8Dès le 17e siècle se sont affrontées deux théories concernant la nature de la lumière, celles qui la considèrent comme un corps et celles comme le mouvement d’un corps sans transport de matière. Pour devenir positive, une science doit clairement se débarrasser des entités chimériques qui peuvent y être associées : « on admettra, en physique, comme principe fondamental de la vraie théorie relative à l’institution des hypothèses, que toute hypothèse scientifique, afin d’être réellement jugeable, doit exclusivement porter sur les lois des phénomènes, et jamais sur leurs modes de production »14. Les ondes et les corpuscules doivent être exclus de la physique positive, et donc aussi bien les théories de Newton sur la lumière que celles de Descartes, Huygens et Euler. Pour Comte, une lumière « sera éternellement hétérogène à un mouvement ou à un son »15.

9Pierre Duhem (1861-1916) peut s’inscrire dans une ligne de pensée d’inspiration comtienne lorsqu’il définit la théorie physique de la manière suivante : « une théorie physique n’est pas une explication. C’est un système de propositions mathématiques, déduit d’un petit nombre de principes, qui ont pour but de représenter aussi simplement, aussi complètement et aussi exactement que possible, un ensemble de lois expérimentales »16. Il applique ce principe dans son cours d’optique en dégageant des hypothèses sur la nature de la lumière qui est saisie comme qualité. De ce point de vue, les résonances avec l’œuvre de Comte sont très fortes, même si par la suite, les travaux d’Albert Einstein (1879-1955) ont remis en question la nature ondulatoire et continue de la lumière et ceux de Louis de Broglie (1892-1987) ont acté du fait que la matière présente, comme la lumière, un double aspect ondulatoire et corpusculaire17.

10Comte a ménagé une place importante à la philosophie de la biologie dans l’élaboration de sa philosophie positive. Il s’appuie sur les cadres généraux de la pensée de Blainville autour de l’idée d’acte (rapport entre la statique corrélative à la physiologie et la dynamique liée à la hiérarchie anatomo-fonctionnelle)19. Dans la 40e Leçon du Cours de philosophie positive, Comte définit la vie à partir de la vie organique et conteste le principe de Bichat selon lequel la vie serait un « ensemble de fonctions qui résistent à la mort »20 : pour Comte, cet antagonisme supposé relève de la métaphysique.

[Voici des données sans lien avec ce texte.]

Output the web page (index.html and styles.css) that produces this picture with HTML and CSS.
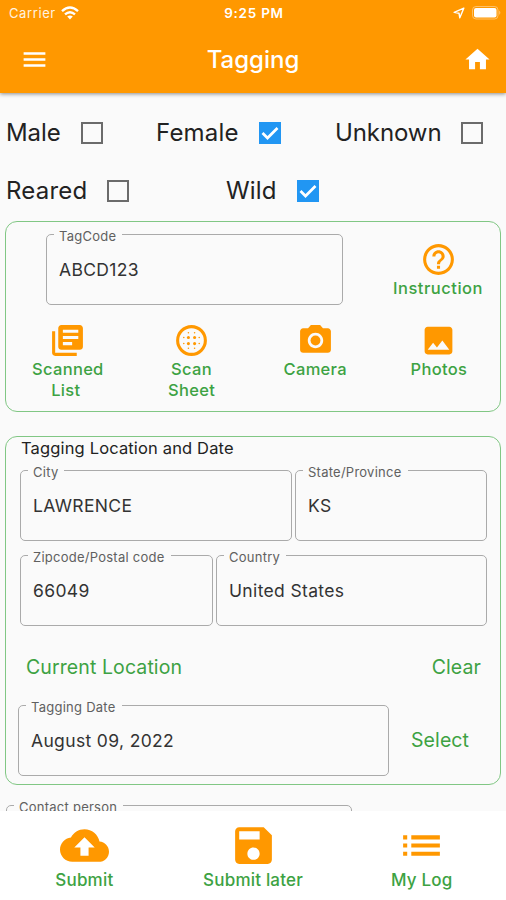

La vie est une notion positive, puisqu’il existe une harmonie entre le vivant et son milieu. « Il s’ensuit aussitôt que le grand problème permanent de la biologie positive doit consister à établir, pour tous les cas, d’après le moindre nombre possible de lois invariables, une exacte harmonie scientifique entre ces deux inséparables puissances du conflit vital et l’acte même qui le constitue, préalablement analysé ; en un mot, à lier constamment, d’une manière non seulement générale, mais aussi spéciale, la double idée d’organe et de milieu avec l’idée de fonction »21. Laurent Clauzade insiste sur le côté abstrait de la relation acte / fonction et montre comment dans cette notion de fonction dans la philosophie de la biologie comtienne, il existe des réminiscences mathématiques. Ce couple est décomposé à plusieurs reprises, la notion de fonction est conçue selon un modèle mathématique.

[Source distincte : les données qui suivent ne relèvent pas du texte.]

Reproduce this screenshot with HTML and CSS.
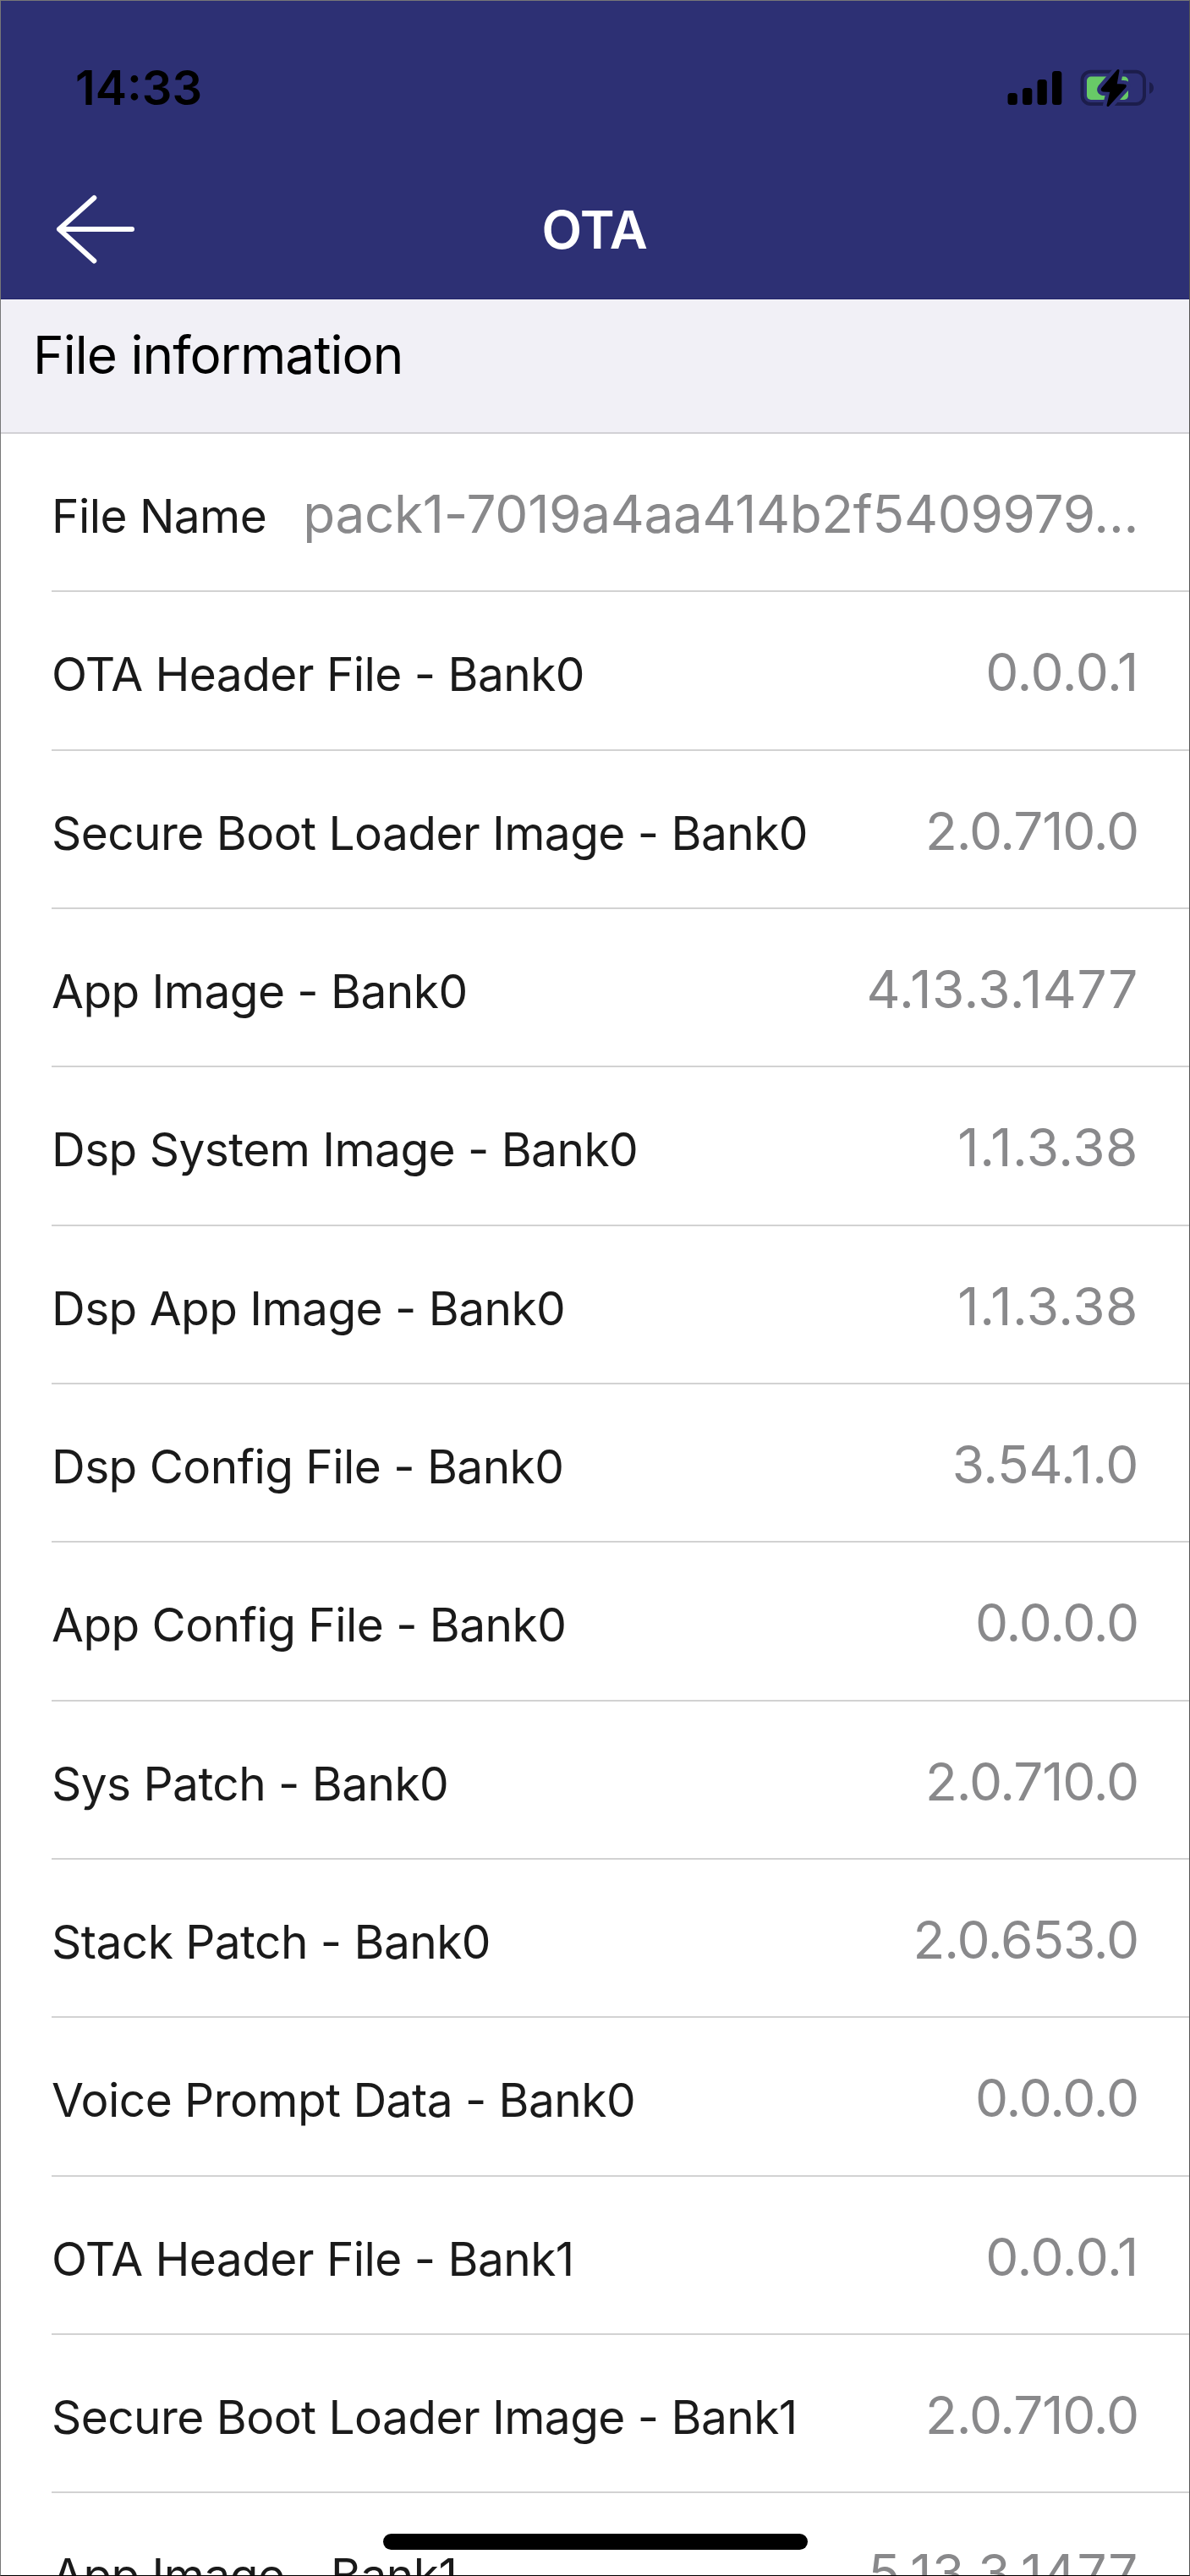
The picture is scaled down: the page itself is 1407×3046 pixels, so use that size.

11En réalité, l’effort comtien consiste à penser une relation dynamique entre l’organisme et son milieu et à ne pas postuler de séparation abstraite entre ces deux éléments. En effet, Comte relate des cas où le monde organique entre en conflit avec le monde inorganique et des cas où l’harmonie est effective. Le travail complexe de définition de la fonction révèle la manière avec laquelle Comte développe une science de la vie reposant sur le conflit entre le vivant et son environnement.

12L’épistémologie comtienne est dépendante d’une recherche d’unité dans la classification des sciences qui peut avoir pour conséquence l’érection d’obstacles dans chaque science particulière, que ce soit dans les mathématiques, la physique ou la biologie. L’épistémologie comtienne est aux antipodes du scientisme, dans la mesure où Comte a constamment cherché les lois rendant compte de la distribution des phénomènes sans céder le pas à une forme de déterminisme et à une enquête métaphysique sur les causes. Sa classification des sciences reste dynamique et solidaire d’une vision d’ensemble visant à réorganiser le pouvoir spirituel.